The leaders of Syria and Saudi Arabia, paying an unprecedented joint visit to Beirut today, will try to head off any conflict over a UN-backed tribunal which may indict Hizbullah members in the 2005 assassination of Lebanese statesman Rafik al-Hariri.
Mr Hariri's killing drove a wedge between Syrian president Bashar al-Assad and Saudi King Abdullah. Now reconciled, their visit symbolises their determination to avert a crisis brewing between Hizbullah, backed by Syria and Iran, and factions aligned with prime minister Saad al-Hariri, an ally of Riyadh.
Saad al-Hariri, son of the slain Sunni Muslim leader, told Al Arabiya television yesterday that he believed the three-way summit between King Abdullah, Mr Assad and Lebanese president Michel Suleiman would provide "considerable stability" to Lebanon.
Mr Assad's visit will be his first to Beirut since Hariri's assassination, which provoked a domestic and international outcry that forced him to withdraw Syrian troops from Lebanon.
King Abdullah was last in the Lebanese capital for a 2002 Arab summit, when he was still Crown Prince, and he will be the first Saudi monarch to come to Lebanon for decades.
Mr Assad and King Abdullah are alarmed by the political ferment set off by Hizbullah leader Sayyed Hassan Nasrallah this month when he said Hariri had told him the tribunal would indict "rogue" members of the Shi'ite guerrilla group for his father's killing.
Mr Nasrallah insists the government, which in principle supports the tribunal should reject any such indictments - setting the scene for a paralysing government crisis and revived Sunni-Shia tensions, if not bloodshed as in 2008.

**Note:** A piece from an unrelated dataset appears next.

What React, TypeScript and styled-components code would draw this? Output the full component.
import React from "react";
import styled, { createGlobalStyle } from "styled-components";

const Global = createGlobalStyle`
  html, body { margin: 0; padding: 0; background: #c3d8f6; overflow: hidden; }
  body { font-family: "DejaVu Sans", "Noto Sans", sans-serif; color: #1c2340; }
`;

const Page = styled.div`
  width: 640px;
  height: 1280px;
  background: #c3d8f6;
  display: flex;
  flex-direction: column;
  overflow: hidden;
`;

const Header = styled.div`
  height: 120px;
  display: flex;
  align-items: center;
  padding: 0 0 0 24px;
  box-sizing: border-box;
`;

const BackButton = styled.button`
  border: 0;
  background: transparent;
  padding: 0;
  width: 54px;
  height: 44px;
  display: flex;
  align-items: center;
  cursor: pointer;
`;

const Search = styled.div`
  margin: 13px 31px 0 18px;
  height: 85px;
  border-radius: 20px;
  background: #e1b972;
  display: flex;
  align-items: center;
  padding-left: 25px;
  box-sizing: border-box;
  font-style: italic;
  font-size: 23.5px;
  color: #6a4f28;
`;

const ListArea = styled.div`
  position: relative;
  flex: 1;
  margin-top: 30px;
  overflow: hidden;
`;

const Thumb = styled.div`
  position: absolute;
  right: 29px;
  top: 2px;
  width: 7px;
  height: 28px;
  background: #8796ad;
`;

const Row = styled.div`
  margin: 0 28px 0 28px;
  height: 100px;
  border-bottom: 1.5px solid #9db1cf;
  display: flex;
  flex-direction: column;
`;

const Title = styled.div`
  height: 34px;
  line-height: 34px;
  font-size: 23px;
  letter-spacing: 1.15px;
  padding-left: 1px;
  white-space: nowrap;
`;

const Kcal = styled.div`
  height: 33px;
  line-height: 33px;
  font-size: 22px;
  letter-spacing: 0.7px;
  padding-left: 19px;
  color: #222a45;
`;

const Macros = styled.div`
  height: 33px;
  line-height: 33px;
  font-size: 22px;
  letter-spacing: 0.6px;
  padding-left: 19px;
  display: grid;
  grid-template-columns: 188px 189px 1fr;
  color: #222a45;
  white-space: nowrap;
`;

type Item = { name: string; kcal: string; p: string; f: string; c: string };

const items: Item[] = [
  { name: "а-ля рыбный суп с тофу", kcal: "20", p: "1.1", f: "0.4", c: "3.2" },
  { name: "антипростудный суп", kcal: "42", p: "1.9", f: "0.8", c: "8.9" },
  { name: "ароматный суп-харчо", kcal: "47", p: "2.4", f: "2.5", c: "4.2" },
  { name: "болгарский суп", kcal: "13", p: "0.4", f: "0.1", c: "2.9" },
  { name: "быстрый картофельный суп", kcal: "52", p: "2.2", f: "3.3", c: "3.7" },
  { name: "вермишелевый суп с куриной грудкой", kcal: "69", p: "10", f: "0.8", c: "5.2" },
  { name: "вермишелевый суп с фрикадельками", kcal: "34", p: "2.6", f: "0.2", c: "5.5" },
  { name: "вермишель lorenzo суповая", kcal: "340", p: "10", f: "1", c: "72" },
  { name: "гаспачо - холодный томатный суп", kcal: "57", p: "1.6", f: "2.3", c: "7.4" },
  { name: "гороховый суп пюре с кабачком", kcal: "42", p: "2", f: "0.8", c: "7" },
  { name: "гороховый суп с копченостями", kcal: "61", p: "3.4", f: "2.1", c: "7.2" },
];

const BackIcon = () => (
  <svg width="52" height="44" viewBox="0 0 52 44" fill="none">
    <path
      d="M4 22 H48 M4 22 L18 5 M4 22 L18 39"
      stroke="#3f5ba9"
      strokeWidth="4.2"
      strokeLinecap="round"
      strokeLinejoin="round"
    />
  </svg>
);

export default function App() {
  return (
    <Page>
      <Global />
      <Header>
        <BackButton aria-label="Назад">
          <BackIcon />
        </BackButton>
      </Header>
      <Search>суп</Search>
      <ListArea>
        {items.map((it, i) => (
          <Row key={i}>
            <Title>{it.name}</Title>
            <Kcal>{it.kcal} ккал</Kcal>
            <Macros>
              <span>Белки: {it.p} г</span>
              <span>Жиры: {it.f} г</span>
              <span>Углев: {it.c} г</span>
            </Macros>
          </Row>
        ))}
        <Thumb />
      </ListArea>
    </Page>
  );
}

Lebanese media quoted Hezbollah's deputy chief Naim Kassem as saying a change of government might become an issue if its members were the target of indictments which he called "a project of strife, concocted by those who accuse us".
The Hague-based tribunal says talk of indictments is speculation and the prosecutor will file them when he is ready.
Mr Hariri, then leading a broad anti-Syrian coalition, at first accused Damascus of killing his father. Syria denies this. Since he became prime minister last year, Mr Hariri has dropped his anti-Syrian rhetoric and has visited Damascus several times to forge a rapprochement with Assad that matched a prior Syrian-Saudi reconciliation.
King Abdullah, who met Mr Assad in Damascus yesterday, was expected to urge the Syrian leader to use his influence with Nasrallah to reduce tension in Lebanon, which has enjoyed relative calm since a Qatari-mediated deal in 2008 ended a crisis that had culminated in Hizbullah briefly seizing Beirut.
After their talks in Damascus, the two rulers "affirmed that they care about backing concord in Lebanon and support all that contributes to its stability and unity", a statement said.
King Abdullah and Mr Assad were due to arrive in Beirut together later today to meet Mr Suleiman and a host of other Lebanese politicians.
Mr Suleiman's office only announced Assad's visit late yesterday, underlining uncertainty over whether the Syrian leader would really accompany the Saudi king to Beirut, where the airport road was lined with Syrian and Saudi flags.